With that being said, I take care of my body and eat only real foods.  If it doesn’t have “parents” (proteins) or if it doesn’t come from the earth (fruits, veggies, nuts) I know I probably shouldn’t eat it.

I try to respect my training needs by loading lots of healthy carbs (sweet potatoes, potatoes, squash and pumpkin are some of my go-to’s) only after an intense training session.  This maximizes my recovery and muscle tissue regeneration and helps me stay lean.

What supplements do you take?

I try to keep it very basic when it comes to supplements.  If there is no research behind the product, there is no way I’m putting it into my body.

I take:

-Carlson’s Finest Liquid Fish Oil (about 3000-4000mg per day)

-Nature’s Answer Liquid Vitamin D3 Drops (about 4000iu per day)

-Creatine Monohydrate

-BioTest BCAA Powder

-ZMA (Zinc/Magnesium supplement for sleep and recovery)
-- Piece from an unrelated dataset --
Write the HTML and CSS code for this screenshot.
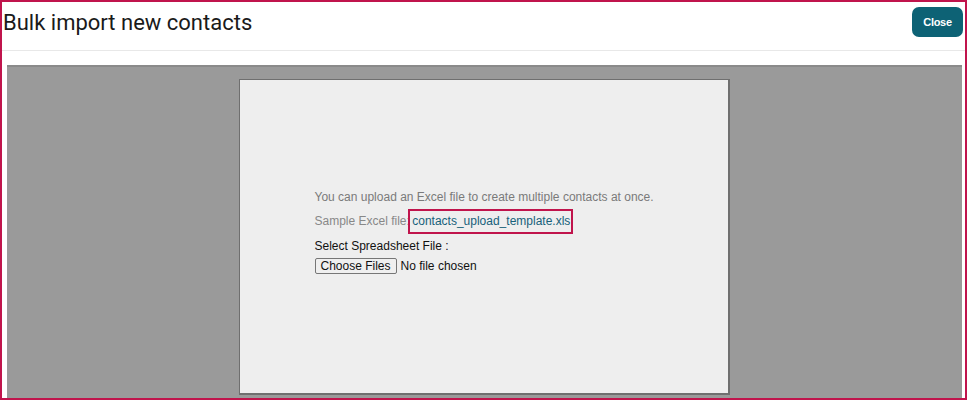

What is your daily routine like?

8:30 AM: Wake up and test BioForce HRV

9:00 AM: Breakfast (eggs and spinach)

9:30 AM: Check emails and spend at least an hour reading or studying training materials

10:30 AM: Design training programs for the athletes at Force

11:45-12:30PM: Make calls or emails to parents of the athletes

12:45 PM-3:00 PM: Workout and post-workout nutrition immediately after

3:15-9:30PM: Coach athletes at Force

10:00 PM: Dinner and valuable personal time with the significant other (and our awesome Bulldog Caesar)

11:30-12PM: Bedtime

Anything else you want to share?

While Olympic lifting is an awesome way to train explosive power and improve athletic qualities, it takes an all-around approach to see long-term changes in your body and in your abilities.  There are no shortcuts to optimal performance– Nutrition, recovery, quality coaching, and the proper managing of the training process are all equally important parts of the performance puzzle.  If you neglect one or more parts, the others suffer.